All right, so when I'm dividing; now that these are divided; I'm going to pre-shape them, and pre-shaping is the step right before shaping, and you're pre-shaping, so that you can get an even and consistent final shape, that's all. So if you're shaping it into a ball, you really don't need to do a pre-shape. But when you're shaping it into a long baguette, you want that baguette to be even, and so you want to do some type of pre-shaping, so that the final shape is even.
So the first thing I do is that I take a bread board here and you could also use your kitchen counter or just something that you can flour, and let the bread sit on it for about 15-20 minutes. So I'm just going over the board with some flour and now I'm going to take my baguette piece and I'm going to roll it up, like I'm making a log, and that's all that I'm doing with this pre-shape, is I'm rolling it up and I'm making a log, and that will become my final baguette shape.

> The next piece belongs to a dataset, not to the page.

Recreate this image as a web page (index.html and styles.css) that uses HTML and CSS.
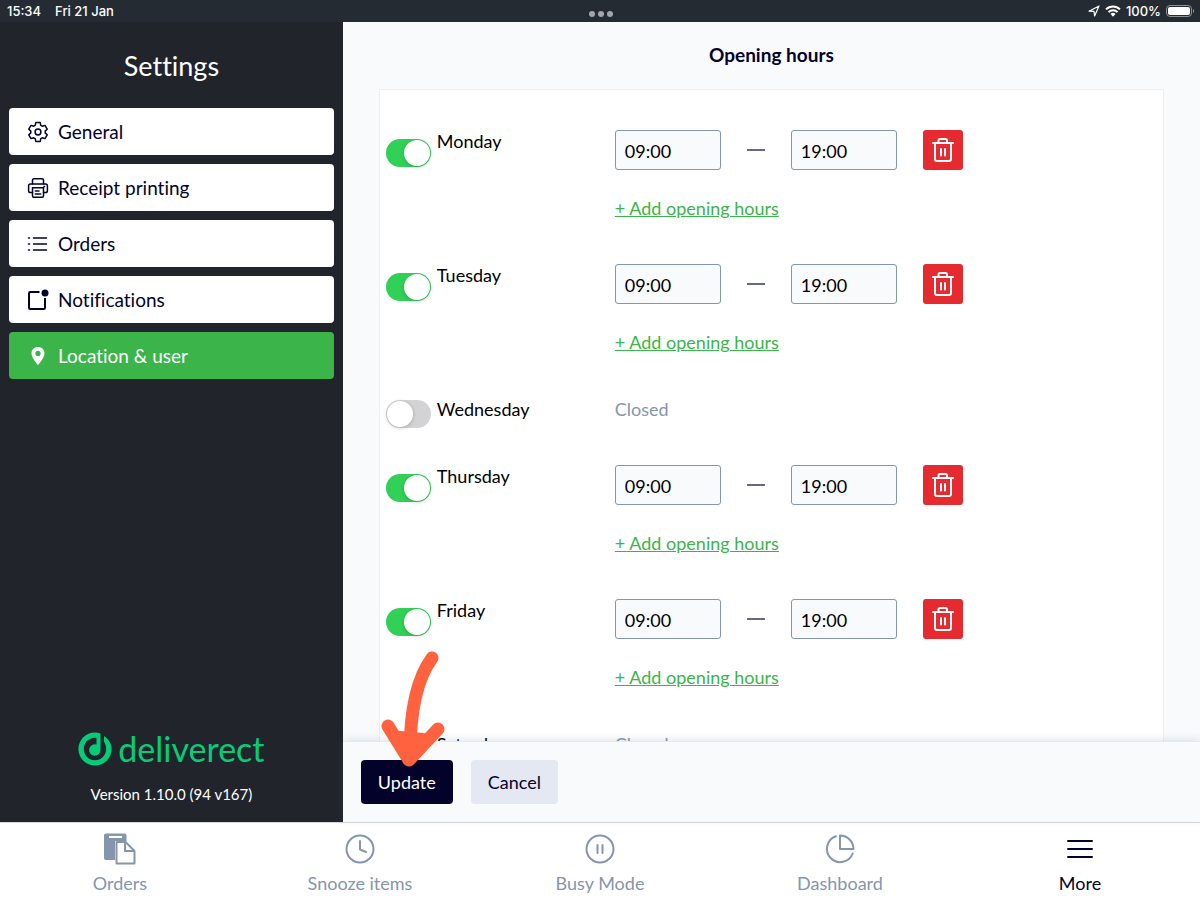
FILE: index.html
```html
<!doctype html>
<html lang="en">
<head>
  <meta charset="utf-8"/>
  <title>Opening hours</title>
  <meta name="viewport" content="width=device-width, initial-scale=1"/>
  <link rel="stylesheet" href="styles.css">
</head>
<body>
  <!-- device status bar -->
  <header class="status">
    <div class="status-left"><span>15:34</span><span>Fri 21 Jan</span></div>
    <div class="dots"><i></i><i></i><i></i></div>
    <div class="status-right">
      <svg width="12" height="12" viewBox="0 0 12 12"><path d="M1 6.2 11 1 6.6 11 6 6.4z" fill="none" stroke="#fff" stroke-width="1.2" stroke-linejoin="round"/></svg>
      <svg width="16" height="12" viewBox="0 0 16 12"><g fill="none" stroke="#fff" stroke-width="2"><path d="M1 4.4a10 10 0 0 1 14 0"/><path d="M3.5 7.1a6.4 6.4 0 0 1 9 0"/></g><path d="M5.5 9a3.6 3.6 0 0 1 5 0L8 11.8z" fill="#fff"/></svg>
      <span>100%</span>
      <svg width="29" height="12" viewBox="0 0 29 12"><rect x=".5" y=".5" width="25" height="11" rx="3.5" fill="none" stroke="#8d9196"/><rect x="2" y="2" width="22" height="8" rx="2" fill="#fff"/><path d="M27 4v4c1.6-.6 1.6-3.4 0-4z" fill="#8d9196"/></svg>
    </div>
  </header>

  <div class="app">
    <aside class="sidebar">
      <h1>Settings</h1>
      <nav class="menu">
        <a href="#general">
          <svg width="22" height="22" viewBox="0 0 22 22" class="line"><path d="M8.8 1.6h4.4l.6 2.7 1.5.9 2.7-.8 2.2 3.8-2 1.9v1.8l2 1.9-2.2 3.8-2.7-.8-1.5.9-.6 2.7H8.800l-.6-2.700-1.500-.9-2.700.8-2.200-3.800 2-1.900v-1.800l-2-1.900L4 4.400l2.700.8 1.500-.9z"/><circle cx="11" cy="11" r="2.900"/></svg>
          General
        </a>
        <a href="#printing">
          <svg width="22" height="22" viewBox="0 0 22 22" class="line"><path d="M5.5 7V3.2c0-.9.5-1.4 1.4-1.4h8.2c.9 0 1.4.5 1.4 1.4V7"/><path d="M5.5 15.5H3.4c-1.1 0-1.8-.7-1.8-1.8V8.9C1.6 7.7 2.3 7 3.4 7h15.2c1.1 0 1.8.7 1.8 1.9v4.8c0 1.1-.7 1.8-1.8 1.8h-2.1"/><path d="M5.5 10.8h11V19c0 .8-.4 1.2-1.2 1.2H6.7c-.8 0-1.2-.4-1.2-1.2zM8.3 14h3.7M8.3 17h5.4M17 9.4h.6"/></svg>
          Receipt printing
        </a>
        <a href="#orders">
          <svg width="22" height="22" viewBox="0 0 22 22" class="line"><path d="M1.5 5h1M1.5 11h1M1.5 17h1M6.5 5h13M6.5 11h13M6.5 17h13"/></svg>
          Orders
        </a>
        <a href="#notifications">
          <svg width="22" height="22" viewBox="0 0 22 22"><path d="M12.500 3H3.200C2.500 3 2 3.500 2 4.200v14.600c0 .7.5 1.200 1.200 1.200h13.600c.7 0 1.200-.5 1.200-1.200V9" fill="none" stroke="#03022b" stroke-width="2"/><circle cx="18" cy="4" r="3.500" fill="#03022b"/></svg>
          Notifications
        </a>
        <a href="#location" class="active">
          <svg width="22" height="22" viewBox="0 0 22 22"><path d="M11 2c-3.700 0-6.500 2.700-6.500 6.400C4.500 12.800 11 20 11 20s6.500-7.200 6.500-11.600C17.500 4.700 14.700 2 11 2zm0 9a2.600 2.600 0 1 1 0-5.200A2.600 2.600 0 0 1 11 11z" fill="#fff"/></svg>
          Location &amp; user
        </a>
      </nav>
      <div class="brand">
        <svg width="34" height="34" viewBox="0 0 34 34" fill="#05cc79"><path d="M22.500 1.400v16.600a5.700 5.700 0 1 1-4-5.400V5.800C11 5 5.800 10.300 5.800 17a11.200 11.200 0 0 0 22.400 0c0-3-.9-5.300-2.200-7.300V4c4.700 2.800 7.600 7.500 7.600 13A16.600 16.600 0 0 1 .4 17C.4 7.800 7.800.4 17 .4c2 0 3.800.4 5.500 1z"/></svg>
        <span>deliverect</span>
      </div>
      <p class="version">Version 1.10.0 (94 v167)</p>
    </aside>

    <main>
      <div class="scroll">
        <h2>Opening hours</h2>
        <div class="card" id="days"></div>
      </div>
      <div class="actions">
        <div class="pointed">
          <button class="btn primary">Update</button>
          <svg class="arrow" width="68" height="120" viewBox="0 0 68 120" fill="none" stroke="#ff623e" stroke-linecap="round" stroke-linejoin="round"><path d="M52 8C38 27 30 58 30 104" stroke-width="13"/><path d="M8 76 29 110 58 79" stroke-width="13"/><path d="M20 84 29 110 44 86z" fill="#ff623e" stroke-width="6"/></svg>
        </div>
        <button class="btn">Cancel</button>
      </div>
    </main>
  </div>

  <!-- bottom tabs -->
  <nav class="tabs">
    <a href="#tab-orders">
      <svg width="34" height="34" viewBox="0 0 34 34"><path d="M1 3.500C1 2.300 1.800 1.500 3 1.500h18.500c1.200 0 2 .8 2 2V9H12v19H3c-1.200 0-2-.8-2-2z" fill="#8595ad"/><path d="M6 4h13v2H6z" fill="#fff"/><path d="M13.500 10h9l9 9v12.500h-18z" fill="#fff" stroke="#8595ad" stroke-width="2" stroke-linejoin="round"/><path d="M22 10v9h9" fill="none" stroke="#8595ad" stroke-width="2"/></svg>
      Orders
    </a>
    <a href="#tab-snooze">
      <svg width="34" height="34" viewBox="0 0 34 34" class="tab-line"><circle cx="17" cy="17" r="13.500"/><path d="M17 9v8.500l6 2.500"/></svg>
      Snooze items
    </a>
    <a href="#tab-busy">
      <svg width="34" height="34" viewBox="0 0 34 34" class="tab-line"><circle cx="17" cy="17" r="13.500"/><path d="M14.500 13v8M19.500 13v8"/></svg>
      Busy Mode
    </a>
    <a href="#tab-dashboard">
      <svg width="34" height="34" viewBox="0 0 34 34" class="tab-line"><path d="M13 4.200A13.300 13.300 0 1 0 29.700 21.500"/><path d="M17 3.500v13.500h13.500A13.500 13.500 0 0 0 17 3.500z"/></svg>
      Dashboard
    </a>
    <a href="#tab-more" class="current">
      <svg width="34" height="34" viewBox="0 0 34 34" class="tab-line"><path d="M5 9h24M5 17h24M5 25h24"/></svg>
      More
    </a>
  </nav>

  <script src="app.js"></script>
</body>
</html>
```
FILE: app.js
```js
const days = [
  {name:'Monday', open:'09:00', close:'19:00'},
  {name:'Tuesday', open:'09:00', close:'19:00'},
  {name:'Wednesday'},
  {name:'Thursday', open:'09:00', close:'19:00'},
  {name:'Friday', open:'09:00', close:'19:00'},
  {name:'Saturday'}
];

const trash = `<svg width="24" height="26" viewBox="0 0 24 26" fill="none" stroke="#fff" stroke-width="2" stroke-linecap="round" stroke-linejoin="round"><path d="M2 6h20M7.500 6V3.500C7.500 2.500 8 2 9 2h5.500c1 0 1.500.5 1.500 1.500V6M4 6v16c0 1.300.7 2 2 2h12c1.300 0 2-.7 2-2V6M10 12v6.500M14 12v6.500"/></svg>`;

function hours(day){
  if(!day.open) return '<div class="hours closed-text">Closed</div>';
  return `
    <div class="hours">
      <div class="times">
        <input class="time" type="text" value="${day.open}" aria-label="${day.name} opens">
        <span class="dash"></span>
        <input class="time" type="text" value="${day.close}" aria-label="${day.name} closes">
        <button class="delete" aria-label="Delete">${trash}</button>
      </div>
      <a class="add" href="#add">+ Add opening hours</a>
    </div>`;
}

document.getElementById('days').innerHTML = days.map(day => `
  <div class="day${day.open ? '' : ' closed'}">
    <input class="switch" type="checkbox" id="${day.name}"${day.open ? ' checked' : ''}>
    <label for="${day.name}">${day.name}</label>
    ${hours(day)}
  </div>`).join('');
```
FILE: styles.css
```css
:root{
  --ink:#03022b;
  --dark:#21252b;
  --green:#3bb54a;
  --grey:#8595ad;
  --pale:#f9fafc;
}
*{box-sizing:border-box;margin:0;padding:0}
body{
  height:100vh;
  display:flex;
  flex-direction:column;
  overflow:hidden;
  font-family:Lato,"Liberation Sans",sans-serif;
  font-size:18px;
  font-variant-ligatures:none;
  color:#000;
}
a{color:inherit;text-decoration:none}
button,input{font:inherit;color:inherit}
svg{display:block;flex-shrink:0}

/* ---------- STATUS BAR ---------- */
.status{
  height:22px;
  flex-shrink:0;
  display:grid;
  grid-template-columns:1fr auto 1fr;
  align-items:center;
  padding:0 5px 0 7px;
  background:#252b33;
  color:#fff;
  font:500 13px/22px Roboto,sans-serif;
  font-family:Inter,sans-serif;
}
.status-left{display:flex;gap:14px}
.status-right{display:flex;align-items:center;justify-content:flex-end;gap:5px}
.dots{display:flex;gap:3px;padding-top:6px}
.dots i{width:6px;height:6px;border-radius:50%;background:#a3a6aa}

/* ---------- SIDEBAR ---------- */
.app{flex:1;min-height:0;display:grid;grid-template-columns:2fr 5fr}
.sidebar{
  display:flex;
  flex-direction:column;
  padding:28px 9px 16px;
  background:var(--dark);
  color:#fff;
}
h1{font-size:27px;line-height:32px;font-weight:400;text-align:center}
.menu{display:flex;flex-direction:column;gap:9px;margin-top:26px}
.menu a{
  display:flex;
  align-items:center;
  gap:9px;
  height:47px;
  padding:0 18px;
  border-radius:4px;
  background:#fff;
  color:var(--ink);
  font-size:19px;
}
.menu a.active{background:var(--green);color:#fff}
.line{fill:none;stroke:var(--ink);stroke-width:1.5;stroke-linecap:round;stroke-linejoin:round}
.brand{
  display:flex;
  align-items:center;
  justify-content:center;
  gap:6px;
  margin-top:auto;
  color:#05cc79;
  font-size:34px;
  line-height:32px;
}
.version{margin-top:16px;font-size:15px;line-height:24px;text-align:center}

/* ---------- OPENING HOURS ---------- */
main{display:flex;flex-direction:column;min-height:0;min-width:0;background:var(--pale)}
.scroll{flex:1;min-height:0;overflow:hidden;padding:22px 36px 0}
h2{color:var(--ink);font-size:19px;line-height:22px;font-weight:700;text-align:center}
.card{
  margin-top:23px;
  padding:40px 6px;
  border:1px solid #eceff4;
  background:#fff;
}
.day{
  display:grid;
  grid-template-columns:45px 172px 1fr;
  column-gap:6px;
  align-items:start;
  height:134px;
}
.day.closed{height:67px}
.day label{line-height:22px}
.switch{
  appearance:none;
  width:45px;
  height:28px;
  margin-top:9px;
  border-radius:14px;
  background:#d3d3d5;
}
.closed .switch{margin-top:2px}
.switch::before{
  content:"";
  display:block;
  width:26px;
  height:26px;
  margin:1px;
  border-radius:50%;
  background:#fff;
  box-shadow:0 1px 4px rgba(0,0,0,.2);
}
.switch:checked{background:#31d158}
.switch:checked::before{margin-left:18px}
.closed-text{color:var(--grey);line-height:22px}
.times{display:flex;align-items:center;margin-bottom:26px}
.time{
  width:106px;
  height:40px;
  padding:1px 9px 0;
  border:1px solid var(--grey);
  border-radius:3px;
  background:var(--pale);
}
.dash{width:18px;height:2px;margin:0 26px;background:#66678a}
.delete{
  display:grid;
  place-items:center;
  width:40px;
  height:40px;
  margin-left:26px;
  border:0;
  border-radius:3px;
  background:#e52b2f;
}
.add{color:var(--green);line-height:24px;text-decoration:underline}

/* ---------- ACTIONS ---------- */
.actions{
  position:relative;
  display:flex;
  gap:18px;
  padding:18px;
  border-top:1px solid #e4e8f0;
  background:var(--pale);
  box-shadow:0 -2px 8px rgba(90,110,150,.16);
}
.pointed{position:relative}
.btn{
  height:44px;
  padding:0 17px;
  border:0;
  border-radius:4px;
  background:#e4e8f2;
  color:var(--ink);
}
.primary{background:var(--ink);color:#fff}
.arrow{position:absolute;left:19px;bottom:34px;pointer-events:none}

/* ---------- TABS ---------- */
.tabs{
  flex-shrink:0;
  display:grid;
  grid-template-columns:repeat(5,1fr);
  height:78px;
  border-top:1px solid #d5d7da;
  background:#fff;
}
.tabs a{
  display:flex;
  flex-direction:column;
  align-items:center;
  gap:6px;
  padding-top:9px;
  color:var(--grey);
  line-height:22px;
}
.tabs .current{color:var(--ink)}
.tab-line{fill:none;stroke:currentColor;stroke-width:2;stroke-linecap:round;stroke-linejoin:round}
```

I'm not putting a lot of tension on this, although you could. But I'm just sort of rolling it out, just so it's nice and even. Now for the demi-baguettes my pre-shape is round and so I'm going to round this dough. And so again, I am flouring my hands, because this is a little stick, and that's okay. And I'm going to take against the surface that I'm working on, and sort of round and use that friction to create a nice ball, and I'm going to work two at a time.
And then these balls are going to rest along with the baguette oblongs for about 20 minutes and we're letting them rest, because we want the gluten to relax. And you might find as a beginning baker that your dough is already soft enough or relaxed enough, for you to shape it into a baguette and that's great. Really for a professional baker, who puts a lot of tension in the dough, you need to let that gluten relax, before you can do the final shape.

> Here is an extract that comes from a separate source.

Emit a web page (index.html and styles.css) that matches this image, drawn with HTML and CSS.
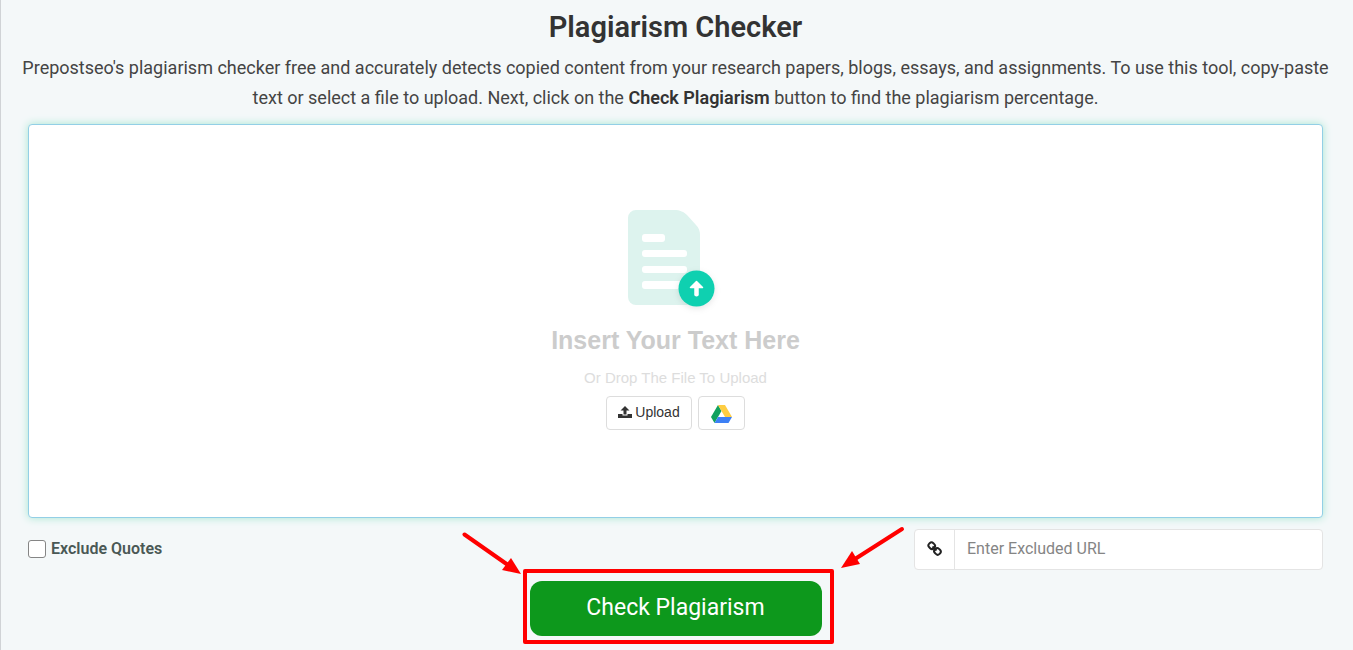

The rolling here for example, is really working the gluten, and so if I tried to shape this into something else right now, I wouldn't be able to so I need to let it relax. So that's dividing and pre-shaping baguette dough. We're going to let this relax, and we'll come back to it in about 20 minutes. So I'm going to show you how to shape a baguette, and then I'm going to show you how to shape demi-baguettes.
So I've moved all of my pieces of dough on to my board, so I would have more space, but you don't necessarily need to. I've gotten myself set up, so I've got a row of flour right in front of me. I've got my work space where I'm going to shape my baguette. I've got my bench knife, which is really important in shaping. And then I've got what is called a couche, which is a French word. It's a verb, it means couche which means to sleep.
And basically, I've rolled this couche up, and I'm going to proof my baguette on this couche, and it's just going to sort of let my bread proof and rest, and it sort of helps support my bread, so it doesn't go slack when it's proofing. So I've got my couche set up right over here on a board. This couche is about 26 inches long. You could easily substitute; this is a linen kitchen towel and it's somewhat sturdy; and this is an easy, easy substitute if you aren't able to find the linen available.
So I'm going to start shaping my baguette dough and the first thing that I'm going to do is that I'm going to deflate it a little bit with a little smack. You don't have to really deflate it, because we did knead it by hand. Then I'm going to take a piece of my dough and I'm going to fold it over itself, like I'm making a letter fold, only this time I'm going to use my thumb and my hand, and I'm going to push the dough forward, sort of like you're pushing forward parallel to your work surface.
And that is going to create this little bit of tension like this. And then from that point forward, I'm going to roll and seal with the palm of my right hand, and d I'm going to roll, see I'm rolling it and I'm sealing it and I'm going to go back over it, and I'm going to do it one more time. And see, that has formed a seam on the bottom. And so at this point, I have my initial shape. I'm going to roll my baguette out, I'm going to flour my hands a little bit, so it doesn't stick to me.
I just start in the center and I'm going to work in the center and I'm going to work my way out. So start in the center and then work your way out like that, and so that is a shaped baguette. I'm going to put a little flour down on my couche, so the baguette doesn't stick to it, and I'm going to make sure the seam is on the bottom of the couche and then I'm just going to fold the couche up just a little bit like that, and now I have a spot for my next baguette.
And so this next baguette, I'm going to shape faster, so you can see what it looks like sort of, like real time. So deflate, fold over and out, and then seal, and then roll it out. And the rolling out is really helping to even it out too, and then you're going to just put it in the flour, put it on the couche and then fold the couche up. And now to shape the demi-baguettes.These are rounds.
And so the way I shape these is first I deflate it a little bit, then I make a letter fold like this, and then I'm going to bring the two top ends of my rectangle down to the center to form a triangle. And then I'm going to take the top of that triangle down. And now I'm going to just sort of roll it out and as I roll it out, I'm going to taper the ends. And then I'm going to dip it in the flour and then I'm going to make sure that I dust this a little bit. I'm going to put my demi-baguettes right here.
And demi-baguettes are a great way, when you don't have a lot of space in your home bread oven, if the baguette isn't going to fit, like these will be a tight fit in this bread oven, but you can easily fit multiple demi-baguettes in your bread oven. So I'm going to do a letter fold, then I'm going to bring the two top corners down to make a triangle. I'm going to take the top down all the way to the bottom and then I'm going to roll it out, and I'm going to taper the ends, bring my couche up a little bit, and I'm going to keep going.
Okay, this is the last demi-baguette. I'm going to quickly shape it. I'm going to put it on the floured couche, and then what I like to do sometimes, if I have a little extra fabric, is I like to sort of pull the fabric over the bread to sort of keep it from drying out and prevent a skin from forming on it, so we're going to let this dough proof for about 30-45 minutes.